Early on she fell in love with Antigua, a town then isolated by a long hour’s trip over a narrow, gravel road, and in 1934 Mildred paid $320.00 for a ruined house on what was then known as the Street of the Bells. Today’s Casa de las Campanas, on the corner of 3a Avenida and 4a Calle, required eight years for reconstruction, the work done with the loving care of an artist—which she was. Mildred became a close friend of the first Mrs. Popenoe, Dorothy, when the Popenoe’s moved to Guatemala City in 1930. In 1932, the Popenoes moved to Tela, Honduras where Dorothy tragically died within a week of arrival. Mildred went to Tela at Wilson Popenoe’s request, and escorted his young children to Maryland to be cared for by a relative. Mildred returned to Guatemala via Los Angeles where she found her breakfast dishes still on the table and her car, now four years older, still parked in the hanger’s shade.
This was before tourism was actually an industry. Then, the few tourists that came normally all arrived in Puerto Barrios on the United Fruit Company’s Great White Fleet, took the train to Guatemala City, a bus to Antigua and on to Chichicastenango where they stayed at the Mayan Inn—at the time one of the world’s great hotels and still worthy of honorable mention. The tourists wanted to see a house in Antigua and Mildred obliged. Casa de las Campanas during and after its reconstruction became a part of every tour. To visit the house, one entered and left through a shop where Mildred sold backstrap-woven textiles, working many into clothing of her design. She designed everything she herself wore, from her hat down to her shoes, all were of native weaving. When President Castillo Armas’ wife, during a 1957 state visit to Washington, followed Mildred’s example by wearing clothing of indigenous weaving, the press was effusive with its praise.
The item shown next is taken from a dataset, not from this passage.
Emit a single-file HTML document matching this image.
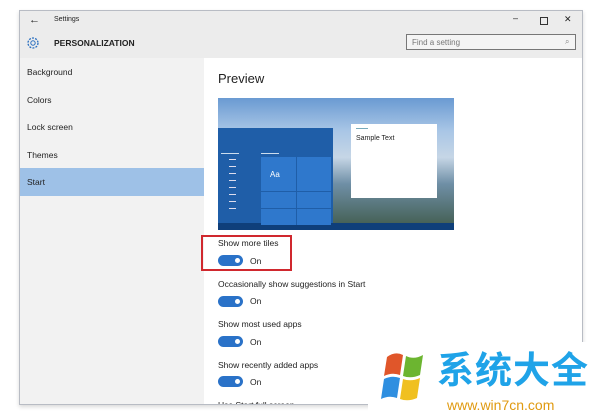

For two decades virtually every tourist to Antigua signed her guest books and for ten years she was the only American resident of the town. The advent of World War II and the closing of Europe to Americans was the beginning of today’s North American colony. By 1948, there were about a dozen Americans in Antigua, the number falling to about six in 1951, when this writer first arrived. By then, Mildred had divorced Lewis Palmer who later died in a plane crash in Florida.
Mildred was my family’s great friend, a powerful and varied influence in the early foreign colony and life of Antigua, always quiet in her multiple philanthropies. For years she taught English to a number of local needy children, some later becoming respected guides and entrepreneurs. She was ahead of her time as a singular and fierce advocate for keeping alive the artistry of Guatemala’s weaving. A portion of her textile collection was given to the Museo Ixchel during a ceremony honoring her at the American Embassy.
Mildred Covill Palmer died in 1981 in her Casa de las Campanas. She is buried in the Antigua Cemetery, the fourth mausoleum to the left of the entrance.